Itamaraty diz que Argentina “contraria liberdade de navegação” ao cobrar pedágio e reter navio brasileiro
Argentina estabeleceu cobrança de US$ 1,47 por tonelada para embarcações de transporte internacional; com a medida, houve registro de retenção dos navio que recusasse o pagamento
O Ministério de Relações Exteriores vem criticando a Argentina por cobrar um novo pedágio na Hidrovia Paraguai-Paraná. Segundo a pasta, a medida contraria a liberdade de navegação prevista em acordo firmado pelos países que a utilizam (Brasil, Argentina, Uruguai, Bolívia e Paraguai).
Por meio de resolução, a Argentina estabeleceu que a partir de janeiro deste ano cobraria US$ 1,47 por tonelada para embarcações de transporte internacional no trecho entre Porto de Santa Fé e Confluência. Com a medida, houve registro de retenção de navio que recusasse o pagamento.
Segundo o Itamaraty, Bolívia, Paraguai e Uruguai também questionam a legalidade da resolução. Para os vizinhos, a Argentina não demonstrou que o pedágio constitui ressarcimento de serviços prestados na hidrovia — que é a condição prevista para qualquer cobrança, considerando que a simples navegação não pode ser taxada.
Navio retido acirra tensão
No início deste mês, um comboio da companhia Hidrovias do Brasil foi retido no trecho por recusar a taxação. Tratava-se de um navio empurrador e diversas barcaças com grãos oriundos do estado do Mato Grosso.
Embora o navio estivesse com bandeira paraguaia, a embarcação pertence à empresa brasileira.
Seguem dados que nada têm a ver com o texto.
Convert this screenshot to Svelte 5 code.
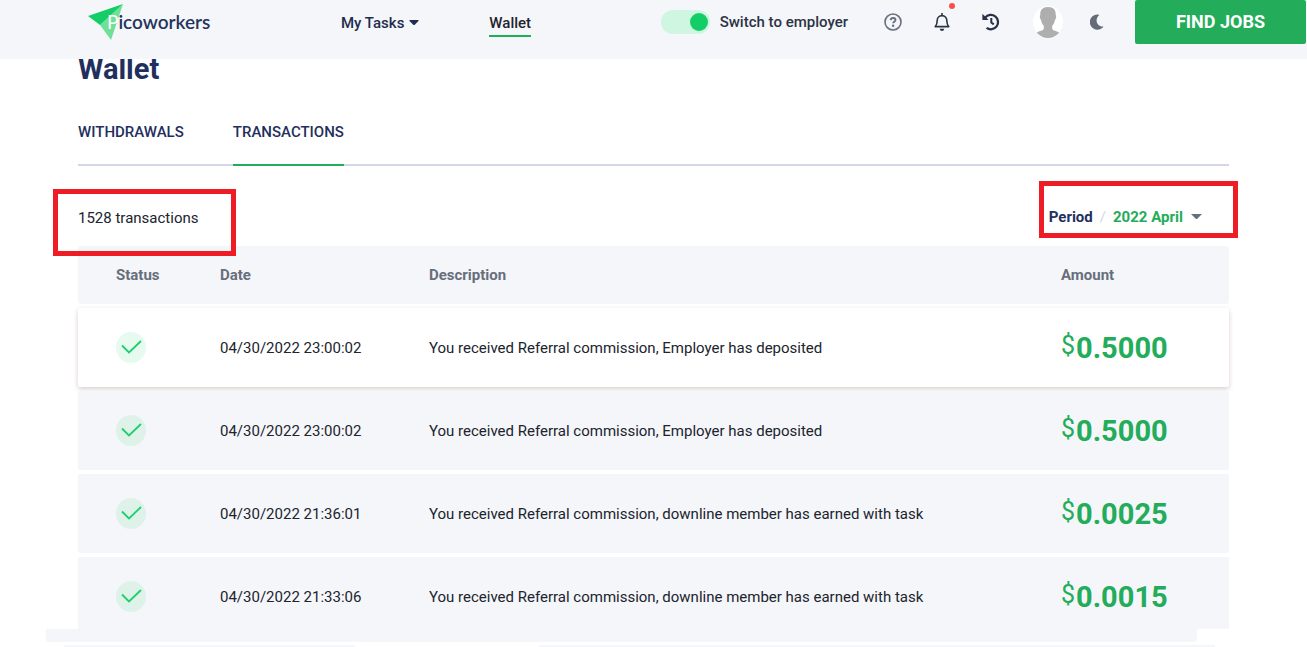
<script>
  let employer = $state(true);
  let period = $state('2022 April');
  const rows = [
    { date: '04/30/2022 23:00:02', text: 'You received Referral commission, Employer has deposited', amount: '0.5000' },
    { date: '04/30/2022 23:00:02', text: 'You received Referral commission, Employer has deposited', amount: '0.5000' },
    { date: '04/30/2022 21:36:01', text: 'You received Referral commission, downline member has earned with task', amount: '0.0025' },
    { date: '04/30/2022 21:33:06', text: 'You received Referral commission, downline member has earned with task', amount: '0.0015' }
  ];
</script>

<header>
  <a class="logo" href="#home">
    <svg width="37" height="38" viewBox="0 0 37 38" aria-hidden="true">
      <path d="M36 1 24 37 13 22Z" fill="#6fe09a" />
      <path d="M1 13 36 1 13 22Z" fill="#13ce66" />
    </svg>
    <span class="brand"><span class="initial">P</span>icoworkers</span>
  </a>
  <nav>
    <button class="menu" type="button">My Tasks
      <svg width="10" height="6" viewBox="0 0 10 6" aria-hidden="true"><path d="M1 0h8q1 0 .5 1L6 4.5q-1 1-2 0L.5 1Q0 0 1 0Z" fill="#1f2d4f" /></svg>
    </button>
    <a class="current" href="#wallet">Wallet</a>
  </nav>
  <div class="tools">
    <label class="switch"><input type="checkbox" role="switch" bind:checked={employer} />Switch to employer</label>
    <button class="icon" type="button" aria-label="Help">
      <svg width="18" height="18" viewBox="0 0 18 18" fill="none" stroke="#676e7c">
        <circle cx="9" cy="9" r="8" stroke-width="1.6" />
        <path d="M6.6 7.1C6.8 5.7 7.8 5 9.1 5c1.4 0 2.4.8 2.4 2 0 1.8-2.3 1.7-2.3 3.3" stroke-width="1.9" />
        <circle cx="9.1" cy="12.8" r="1.2" fill="#676e7c" stroke="none" />
      </svg>
    </button>
    <button class="icon" type="button" aria-label="Notifications">
      <svg width="16" height="18" viewBox="0 0 16 18" fill="none" stroke="#2b3345" stroke-width="1.6">
        <path d="M8 0v2M1.2 13.6h13.6c-1-1.1-2-2-2-6C12.8 4.6 10.7 2.6 8 2.6S3.2 4.6 3.2 7.6c0 4-1 4.900-2 6Z" stroke-linejoin="round" />
        <path d="M5.7 15.7h4.6Q9.9 18 8 18t-2.300-2.300Z" fill="#2b3345" stroke="none" />
      </svg>
      <span class="dot"></span>
    </button>
    <button class="icon history" type="button" aria-label="History">
      <svg width="18" height="18" viewBox="0 0 18 18" fill="none" stroke="#2a3147">
        <path d="M3.2 4.6A7.2 7.2 0 1 1 4.6 14.9" stroke-width="2.3" />
        <path d="M.4.8v6.100h6.200Z" fill="#2a3147" stroke="none" />
        <path d="M9.300 5v4.500l2.500 1.900" stroke-width="2" />
      </svg>
    </button>
    <button class="icon avatar" type="button" aria-label="Profile">
      <svg width="30" height="32" viewBox="0 0 30 32">
        <clipPath id="face"><ellipse cx="15" cy="16" rx="15" ry="16" /></clipPath>
        <g clip-path="url(#face)">
          <path d="M0 0h30v32H0Z" fill="#fff" />
          <path d="M15 1C9.500 1 7 4 7.300 9c-.9.800-.4 4 .8 5 .4 2.800 1.400 4.600 2.700 5.800V23C9.500 25 5 25 3 27.500V32h24v-4.500C25 25 20.500 25 19.200 23v-3.200c1.300-1.200 2.300-3 2.700-5.800 1.200-1 1.700-4.200.8-5C23 4 20.500 1 15 1Z" fill="#aeaeae" />
        </g>
      </svg>
    </button>
    <button class="icon moon" type="button" aria-label="Dark mode">
      <svg width="14" height="16" viewBox="0 0 14 16"><path d="M8 .5A7.600 7.600 0 1 0 13.600 12.500C8 13.500 3.500 6.500 9.200 1Q9.200.5 8 .5Z" fill="#646b79" /></svg>
    </button>
    <a class="find" href="#jobs">FIND JOBS</a>
  </div>
</header>

<main>
  <h1>Wallet</h1>
  <div class="tabs">
    <a href="#withdrawals">WITHDRAWALS</a>
    <a class="active" href="#transactions">TRANSACTIONS</a>
  </div>
  <div class="bar">
    <p class="count">1528 transactions</p>
    <div class="period">
      <label for="period">Period</label><span class="slash">/</span>
      <select id="period" bind:value={period}><option>2022 April</option></select>
      <svg width="11" height="6" viewBox="0 0 11 6" aria-hidden="true"><path d="M0 0h11L6.500 4.500q-1 1-2 0Z" fill="#676e7c" /></svg>
    </div>
  </div>
  <table>
    <thead>
      <tr><th class="status">Status</th><th class="date">Date</th><th>Description</th><th class="amount">Amount</th></tr>
    </thead>
    <tbody>
      {#each rows as row, i}
        <tr class:raised={i === 0}>
          <td class="status">
            <svg width="30" height="31" viewBox="0 0 30 31" role="img" aria-label="Completed">
              <ellipse cx="15" cy="15.500" rx="15" ry="15.500" fill="#13ce66" fill-opacity=".1" />
              <path d="M6 13.500 13 20.500 25 9" fill="none" stroke="#1cd06c" stroke-width="1.800" />
            </svg>
          </td>
          <td>{row.date}</td>
          <td>{row.text}</td>
          <td class="money"><span class="sign">$</span>{row.amount}</td>
        </tr>
      {/each}
    </tbody>
  </table>
  <div class="shelf"></div>
  <div class="pieces"><span></span><span></span></div>
</main>

<style>
  :global(body) { margin: 0; background: #fff; overflow: hidden; }
  :global(#app) { font: 15px/20px Roboto, "Liberation Sans", sans-serif; color: #20242d; }
  a { color: inherit; text-decoration: none; }
  button, select { font: inherit; color: inherit; background: none; border: 0; padding: 0; margin: 0; }
  svg { display: block; flex: none; }

  header { position: relative; z-index: 1; display: flex; align-items: flex-start; box-sizing: border-box; height: 59px; padding: 0 1px 0 87px; background: #f5f6fa; }
  .logo { display: flex; align-items: flex-start; padding-top: 3px; width: 125px; }
  .brand { margin: 9px 0 0 -17px; font: 600 19px/20px Lato, sans-serif; color: #24335a; }
  .initial { color: #fff; font-weight: 400; }
  nav { display: flex; gap: 70px; margin-left: 129px; padding-top: 13px; font-weight: 500; color: #1f2d4f; }
  .menu { display: flex; align-items: center; gap: 5px; height: 20px; }
  .current { color: #20242d; padding-bottom: 2px; border-bottom: 2px solid #23ac5a; }
  .tools { display: flex; align-items: center; height: 44px; margin-left: auto; }
  .switch { display: flex; align-items: center; gap: 10px; margin-right: 36px; color: #2b3345; font-weight: 500; white-space: nowrap; }
  .switch input { appearance: none; display: flex; align-items: center; box-sizing: border-box; width: 49px; height: 24px; margin: 0; padding: 0 2px; border-radius: 12px; background: #cff6e0; }
  .switch input::before { content: ""; width: 18px; height: 18px; border-radius: 50%; background: #13ce66; }
  .switch input:checked::before { margin-left: auto; }
  .icon { display: flex; position: relative; margin-right: 32px; }
  .history { margin-right: 33px; }
  .avatar { margin-right: 27px; }
  .moon { margin-right: 31px; }
  .dot { position: absolute; right: -5px; top: -10px; width: 6px; height: 6px; border-radius: 50%; background: #ff4d4f; }
  .find { width: 171px; border-radius: 2px; background: #23ac5a; color: #fff; font-weight: 700; font-size: 18px; line-height: 44px; text-align: center; }

  main { padding: 0 78px; }
  h1 { margin: 0; font-size: 29px; line-height: 20px; font-weight: 700; color: #1f305e; }
  .tabs { display: flex; gap: 49px; margin-top: 43px; border-bottom: 2px solid #d4d7e6; color: #1f305e; font-weight: 500; }
  .tabs a { padding-bottom: 22px; margin-bottom: -2px; border-bottom: 2px solid transparent; }
  .tabs .active { border-color: #23ac5a; }
  .bar { display: flex; justify-content: space-between; align-items: center; height: 80px; }
  .count, .period { position: relative; margin: 24px 0 0; }
  .count::after, .period::after { content: ""; position: absolute; border: 5px solid #ee1c25; pointer-events: none; }
  .count::after { inset: -19px -38px -28px -25px; }
  .period { display: flex; align-items: center; margin: 22px 27px 0 0; color: #1f305e; font-weight: 700; }
  .period::after { inset: -26px -36px -11px -10px; }
  .slash { margin: 0 7px; color: #d4d7e0; font-weight: 400; }
  .period select { appearance: none; height: 20px; margin-right: 8px; color: #23ac5a; }

  table { width: 100%; border-spacing: 0 4px; margin: -4px 0; table-layout: fixed; }
  th, td { height: 79px; padding: 0; text-align: left; background: #f5f6fa; }
  th { height: 58px; color: #676e7c; font-weight: 700; }
  tr > :first-child { border-radius: 3px 0 0 3px; }
  tr > :last-child { border-radius: 0 3px 3px 0; }
  th.status { width: 104px; }
  .status { padding-left: 38px; }
  th.date { width: 209px; }
  th.amount { width: 168px; }
  .raised { box-shadow: 0 2px 5px rgb(90 30 20 / 22%); border-radius: 3px; }
  .raised td { background: #fff; }
  tbody tr:last-child td { height: 65px; padding-top: 7px; }
  tbody tr:last-child > td { border-radius: 0; }
  .money { color: #23ac5a; font-size: 29px; font-weight: 700; line-height: 34px; }
  .sign { display: inline-block; margin-right: 1px; font-size: 25px; font-weight: 400; line-height: 25px; vertical-align: 4px; }
  .shelf { height: 13px; margin: 0 32px 0 -32px; border-radius: 0 0 3px 3px; background: #f5f6fa; }
  .pieces { display: grid; grid-template-columns: 291fr 677fr; gap: 184px; margin: 3px 14px 0 -14px; }
  .pieces span { height: 2px; background: #f5f6fa; }
</style>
Anualmente, a companhia transporta 3,5 milhões de toneladas de minério de ferro e 1 milhão de toneladas de grãos. As cifras trazem exemplo sobre o impacto econômico que o pedágio traz aos que utilizam a hidrovia.
Em resposta à CNN, a Hidrovias do Brasil informou que, após o governo argentino reter uma das suas embarcações no Porto de San Lorenzo, em Santa Fé, a empresa pagou o valor sob protesto. A liberação para continuar a viagem ocorreu no último dia 4.
“A Hidrovias do Brasil ressalta que em seu entendimento a cobrança da taxa é indevida por ferir o acordo da hidrovia Paraguai-Paraná de livre circulação e tratará o assunto judicialmente”, diz em nota.
Para o Itamaraty, o caso é “preocupante”, contraria liberdade de navegação e ameaça a segurança jurídica, “imprescindível para garantir os investimentos associados ao desenvolvimento da hidrovia como opção central de escoamento de cargas na região da Bacia do Prata”.
“Do ponto de vista brasileiro, preocupa-nos, assim, o acirramento da situação com a retenção de embarcações em função de cobrança de dívida quando a discussão sobre o pedágio vem sendo legitimamente questionada pelos demais Estados-membros do Acordo da Hidrovia no marco daquele instrumento”.
Ações do Itamaraty
Na última semana, o deputado federal Alberto Fraga (PL-DF) apresentou requerimento para que o chanceler Mauro Vieira indique providências para resolver a questão. No documento, indica que o pedágio “compromete a isonomia entre os países e encarece o escoamento de grãos e outras mercadorias para exportação”.
Em nota, o Itamaraty indicou que o “espaço primordial para essa discussão são os órgãos do próprio acordo da hidrovia”.
“O tema já foi esgotado na Comissão do Acordo (CA), uma instância técnica, sem que se chegasse a um entendimento, e deverá, agora, ser tratado no Comitê Intergovernamental da Hidrovia (CIH), de natureza política”, aponta.
Ainda de acordo com a pasta, o Brasil vem buscando o diálogo sobre a questão há meses e “não considera aconselhável a escalada de ações em curso, que dificulta a perspectiva de que o tema seja tratado de modo ponderado nas instâncias do acordo”.
A representação de Fraga destaca que o Senado do Paraguai aprovou, semana passada, resolução que avaliza o governo paraguaio a adotar medidas para que a Argentina cesse imediatamente a cobrança do pedágio internacional.
A CNN procurou instâncias do governo argentino para que comentassem a questão. Até a publicação desta reportagem não houve resposta.